Por eso Santa Teresa, a la vez que se adentra como nadie en los caminos de la perfección y la unión con Dios, se consume de celo misionero y desea ver a la Iglesia extendida por el ancho mundo, no despreciada ni perseguida, sino honrada y amada.
La Santa de Ávila no fue una estrella solitaria en el firmamento español. Con ella brillaron otros muchos siervos de Dios que han prestado al mundo y a la Iglesia los servicios de su santidad y su doctrina, bien conocidos. Y en el siglo XIX, cuando la decadencia y la fatiga se acusan en la vida nacional, siguieron apareciendo sacerdotes insignes y fundadores de congregaciones religiosas, dignos sucesores de los antiguos. A todos ellos, los de antaño y los más recientes, rendirá el tributo de su reconocimiento el Santo Padre cuando visite Loyola, cuna de San Ignacio.
Tantos empeños generosos, tantos esfuerzos de unos y otros en la tarea de evangelizar a los de casa y a los de otras latitudes, han tenido continuadores en el siglo XX, en nuestro tiempo.

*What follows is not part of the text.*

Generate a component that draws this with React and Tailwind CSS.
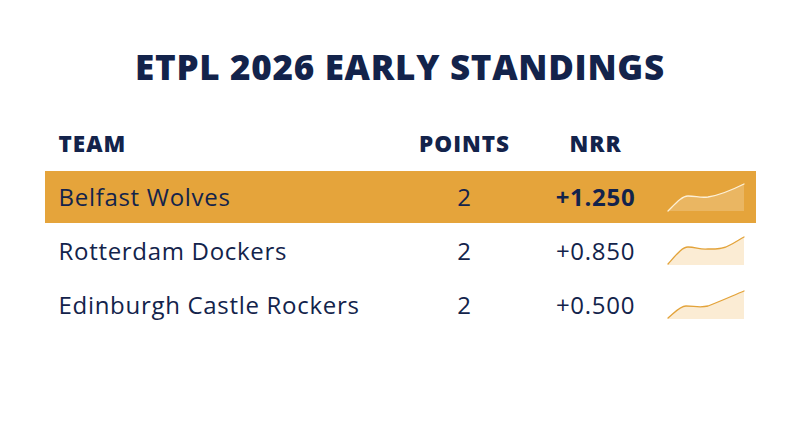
import React from "react";

const rows = [
  {
    team: "Belfast Wolves",
    pts: "2",
    nrr: "+1.250",
    hi: true,
    d: "M2 28 C 10 20, 16 13, 22 13 C 30 13, 34 15, 42 14 C 55 12, 68 6, 78 1",
  },
  {
    team: "Rotterdam Dockers",
    pts: "2",
    nrr: "+0.850",
    d: "M2 27 C 10 18, 16 10, 22 10 C 30 10, 34 13, 42 12 C 50 12, 58 12, 64 8 C 70 5, 74 2, 78 0",
  },
  {
    team: "Edinburgh Castle Rockers",
    pts: "2",
    nrr: "+0.500",
    d: "M2 27 C 8 22, 14 15, 20 15 C 28 15, 34 17, 42 15 C 55 10, 66 5, 78 0",
  },
];

function Spark({ d, hi }) {
  return (
    <svg width="78" height="28" viewBox="0 0 78 28" className="block overflow-visible">
      <path d={`${d} L78 28 L2 28 Z`} fill={hi ? "rgba(255,255,255,0.2)" : "#fbecd4"} />
      <path d={d} fill="none" stroke={hi ? "#fdf0d6" : "#e3a33a"} strokeWidth="1.3" strokeLinecap="round" />
    </svg>
  );
}

export default function App() {
  return (
    <div className="w-[800px] h-[447px] bg-white flex flex-col items-center font-['Open_Sans',sans-serif] text-[#13234b]">
      <h1 className="mt-[45px] text-[35px] leading-[44px] font-extrabold tracking-[0.7px]">
        ETPL 2026 EARLY STANDINGS
      </h1>
      <div className="w-[711px] mt-[30px] flex flex-col gap-[2px]">
        <div className="grid grid-cols-[370px_100px_141px_100px] h-[50px] items-center text-[22.5px] font-extrabold tracking-[1px]">
          <div className="pl-[14px]">TEAM</div>
          <div className="text-center">POINTS</div>
          <div className="text-center pl-[21px]">NRR</div>
          <div></div>
        </div>
        {rows.map((r) => (
          <div
            key={r.team}
            className={`grid grid-cols-[370px_100px_141px_100px] h-[52px] items-center text-[24px] tracking-[0.7px] ${r.hi ? "bg-[#e5a43b]" : "bg-white"}`}
          >
            <div className="pl-[14px]">{r.team}</div>
            <div className="text-center">{r.pts}</div>
            <div className={`text-center pl-[21px] ${r.hi ? "font-bold" : ""}`}>{r.nrr}</div>
            <div className="pl-[10px] flex items-center">
              <Spark d={r.d} hi={r.hi} />
            </div>
          </div>
        ))}
      </div>
    </div>
  );
}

Incluso ha sido derramada mucha sangre de mártires. Todo sigue presente y todo ha de dar su fruto. La palabra del Papa será una interpelación que se nos hace a todos desde el Evangelio eterno, del cual es el primer servidor.
Nuestros seminarios, nuestros noviciados y casas de formación, nuestros sacerdotes jóvenes y mayores, nuestros grupos y movimientos apostólicos laicales, nuestras familias, nuestras instituciones culturales y de enseñanza, y nosotros también, los obispos de España, necesitamos oír esa voz que nos llama a la unidad en la verdad, no en el abandono y las fáciles complacencias; a la caridad y reconciliación con todos, no a la confusión y a la retirada cobarde y vergonzosa; a la catequesis y la predicación fiel e íntegra del mensaje de Cristo, no al disimulo y ocultación del misterio de la cruz; al celo pastoral incansable y vigilante para que el pecado no se adueñe silenciosamente de las conciencias siempre débiles de nuestros hermanos.
Por delante de nosotros, y envolviéndonos en sus redes, están todos los desafíos del mundo moderno, a los cuales también hemos de dar la respuesta que tenemos, la del Evangelio de la salvación. Está el mundo del trabajo y las justas reivindicaciones sociales, el del progreso científico y el desarrollo cultural necesario para que el hombre sea más hombre, el del hambre y la miseria que padecen tantos sectores de la humanidad, el de los armamentos, con su carrera insensata y suicida; el de las relaciones internacionales, el de la paz tan necesaria y urgente, sin la cual todo es precariedad y congoja.
Somos un pequeño país de Europa, pero tenemos manos de sembradores y podemos sembrar. La semilla está ahí. La va a arrojar el Papa a manos llenas. Tendremos que cuidarla para que fructifique, y seguir sembrando después. Le hace falta a España recobrar el entusiasmo perdido para vivir y comunicar la fe en Jesucristo. La visita del Papa puede significar un gran paso hacia adelante.